In HKADC’s defense, the countdown animation was not stopped immediately and continued showing for four days. The work actually remained visible during Zhang’s visit, undermining accusations of censorship. In fact, some artists have spoken out in support of HKADC, stating it had previously funded a number of projects with strong political messages and offered flexibility for artists to change and develop their projects. Furthermore, it seems the HKADC has a history of keeping its distance from politics and bureaucracy when sponsoring projects. As Hong Kong-based art critic John Batten said, “HKADC should only be a funding-body and not an operator of art events.”

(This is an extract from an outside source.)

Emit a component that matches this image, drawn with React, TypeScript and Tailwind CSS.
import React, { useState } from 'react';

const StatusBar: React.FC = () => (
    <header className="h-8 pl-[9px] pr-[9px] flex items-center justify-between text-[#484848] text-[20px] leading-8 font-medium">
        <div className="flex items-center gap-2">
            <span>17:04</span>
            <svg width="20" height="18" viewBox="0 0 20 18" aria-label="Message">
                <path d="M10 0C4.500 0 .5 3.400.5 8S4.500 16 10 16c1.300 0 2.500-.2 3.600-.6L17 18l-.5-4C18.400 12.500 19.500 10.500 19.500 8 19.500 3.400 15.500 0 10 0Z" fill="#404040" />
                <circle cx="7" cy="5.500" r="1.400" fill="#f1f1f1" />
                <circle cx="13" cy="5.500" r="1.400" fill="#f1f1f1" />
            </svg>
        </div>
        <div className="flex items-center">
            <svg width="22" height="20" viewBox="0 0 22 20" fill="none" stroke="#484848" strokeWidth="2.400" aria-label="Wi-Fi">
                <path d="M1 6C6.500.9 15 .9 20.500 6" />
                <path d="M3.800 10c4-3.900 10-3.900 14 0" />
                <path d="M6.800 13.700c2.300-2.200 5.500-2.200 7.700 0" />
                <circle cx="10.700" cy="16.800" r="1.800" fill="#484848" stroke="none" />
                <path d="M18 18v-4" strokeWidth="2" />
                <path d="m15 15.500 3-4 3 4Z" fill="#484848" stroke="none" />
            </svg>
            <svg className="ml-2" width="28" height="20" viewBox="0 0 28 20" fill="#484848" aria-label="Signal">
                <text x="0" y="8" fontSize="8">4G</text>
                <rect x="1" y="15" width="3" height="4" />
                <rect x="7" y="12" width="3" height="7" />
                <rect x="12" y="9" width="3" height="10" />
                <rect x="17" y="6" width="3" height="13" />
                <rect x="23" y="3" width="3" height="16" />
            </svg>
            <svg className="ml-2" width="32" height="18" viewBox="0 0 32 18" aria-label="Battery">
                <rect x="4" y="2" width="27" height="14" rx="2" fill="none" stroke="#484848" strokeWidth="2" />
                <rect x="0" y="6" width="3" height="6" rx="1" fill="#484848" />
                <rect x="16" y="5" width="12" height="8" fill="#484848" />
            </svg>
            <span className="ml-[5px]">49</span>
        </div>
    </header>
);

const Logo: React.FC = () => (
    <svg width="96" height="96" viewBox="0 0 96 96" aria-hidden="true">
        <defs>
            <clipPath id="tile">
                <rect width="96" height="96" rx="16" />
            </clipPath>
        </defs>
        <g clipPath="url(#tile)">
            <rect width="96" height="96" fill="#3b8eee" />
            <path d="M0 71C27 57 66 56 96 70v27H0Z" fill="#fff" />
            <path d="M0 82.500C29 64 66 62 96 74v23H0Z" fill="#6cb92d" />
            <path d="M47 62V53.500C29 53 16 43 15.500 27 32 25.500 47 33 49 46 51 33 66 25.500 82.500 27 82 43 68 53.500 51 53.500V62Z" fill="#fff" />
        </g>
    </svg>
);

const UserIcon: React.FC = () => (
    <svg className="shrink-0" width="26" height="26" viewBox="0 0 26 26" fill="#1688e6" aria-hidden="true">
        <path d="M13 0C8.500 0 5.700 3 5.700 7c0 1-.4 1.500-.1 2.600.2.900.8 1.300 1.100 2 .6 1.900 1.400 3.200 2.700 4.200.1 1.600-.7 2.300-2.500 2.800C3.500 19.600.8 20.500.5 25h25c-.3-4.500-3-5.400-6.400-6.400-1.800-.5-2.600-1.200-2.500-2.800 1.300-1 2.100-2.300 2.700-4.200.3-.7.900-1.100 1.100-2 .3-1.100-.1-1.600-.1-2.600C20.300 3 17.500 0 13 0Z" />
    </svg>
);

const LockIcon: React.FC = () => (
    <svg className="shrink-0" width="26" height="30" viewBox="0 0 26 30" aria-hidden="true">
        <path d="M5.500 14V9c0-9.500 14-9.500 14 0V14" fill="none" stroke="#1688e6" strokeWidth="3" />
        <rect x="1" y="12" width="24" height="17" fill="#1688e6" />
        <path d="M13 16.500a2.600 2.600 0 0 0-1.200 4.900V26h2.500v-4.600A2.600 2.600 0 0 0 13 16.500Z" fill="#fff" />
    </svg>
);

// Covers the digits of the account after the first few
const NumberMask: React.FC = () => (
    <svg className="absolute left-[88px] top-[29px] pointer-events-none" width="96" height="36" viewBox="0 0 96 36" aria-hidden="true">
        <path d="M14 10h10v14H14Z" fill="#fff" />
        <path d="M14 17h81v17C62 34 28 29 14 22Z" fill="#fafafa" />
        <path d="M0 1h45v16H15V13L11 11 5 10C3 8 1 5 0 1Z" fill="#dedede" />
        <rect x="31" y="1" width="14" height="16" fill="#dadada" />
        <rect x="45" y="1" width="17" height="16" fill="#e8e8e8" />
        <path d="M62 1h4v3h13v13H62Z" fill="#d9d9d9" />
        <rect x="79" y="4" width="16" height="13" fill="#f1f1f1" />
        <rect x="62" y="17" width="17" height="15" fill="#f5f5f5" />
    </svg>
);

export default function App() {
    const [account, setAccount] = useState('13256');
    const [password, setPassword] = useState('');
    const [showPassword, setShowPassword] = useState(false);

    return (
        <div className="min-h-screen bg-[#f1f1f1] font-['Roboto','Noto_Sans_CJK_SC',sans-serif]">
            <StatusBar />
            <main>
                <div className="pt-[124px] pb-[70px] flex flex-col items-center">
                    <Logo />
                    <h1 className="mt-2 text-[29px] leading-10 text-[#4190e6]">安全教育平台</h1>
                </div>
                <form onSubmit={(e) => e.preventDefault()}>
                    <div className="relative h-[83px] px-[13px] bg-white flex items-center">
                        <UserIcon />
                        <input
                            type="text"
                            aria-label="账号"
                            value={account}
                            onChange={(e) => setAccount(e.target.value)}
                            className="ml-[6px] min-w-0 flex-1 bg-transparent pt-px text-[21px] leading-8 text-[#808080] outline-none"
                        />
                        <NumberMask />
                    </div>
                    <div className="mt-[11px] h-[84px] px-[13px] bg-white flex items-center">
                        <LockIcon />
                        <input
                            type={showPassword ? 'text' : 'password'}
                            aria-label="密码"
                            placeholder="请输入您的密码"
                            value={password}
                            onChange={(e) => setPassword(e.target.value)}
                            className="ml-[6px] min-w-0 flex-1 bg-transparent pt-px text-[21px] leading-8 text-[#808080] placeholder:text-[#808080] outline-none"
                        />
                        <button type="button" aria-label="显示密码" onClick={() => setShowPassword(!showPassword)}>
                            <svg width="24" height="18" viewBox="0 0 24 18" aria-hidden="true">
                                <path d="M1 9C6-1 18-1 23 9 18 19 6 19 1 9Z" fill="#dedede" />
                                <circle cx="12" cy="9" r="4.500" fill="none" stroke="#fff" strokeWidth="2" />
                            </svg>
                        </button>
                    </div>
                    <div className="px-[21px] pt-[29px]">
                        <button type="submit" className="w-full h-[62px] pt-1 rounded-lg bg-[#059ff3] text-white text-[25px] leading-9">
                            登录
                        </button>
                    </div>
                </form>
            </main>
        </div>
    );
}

This incident has brought into sharp focus the unspoken rule that, in Hong Kong, commercial organizations prefer not to express or endorse political messages of any sort. It also drew attention to whether HKADC should be an organizer of art exhibitions, and whether the council should invest its resources in venues that restrict artists from expressing themselves freely. Or is it acceptable to engage with spaces even with restrictions, in order to generate more resources for different kinds of art? Further discussion is needed to develop how we might work together to build a healthy art ecology. Perhaps more urgent for all of us in Hong Kong is to work toward building a democratic and open society that can accommodate different opinions.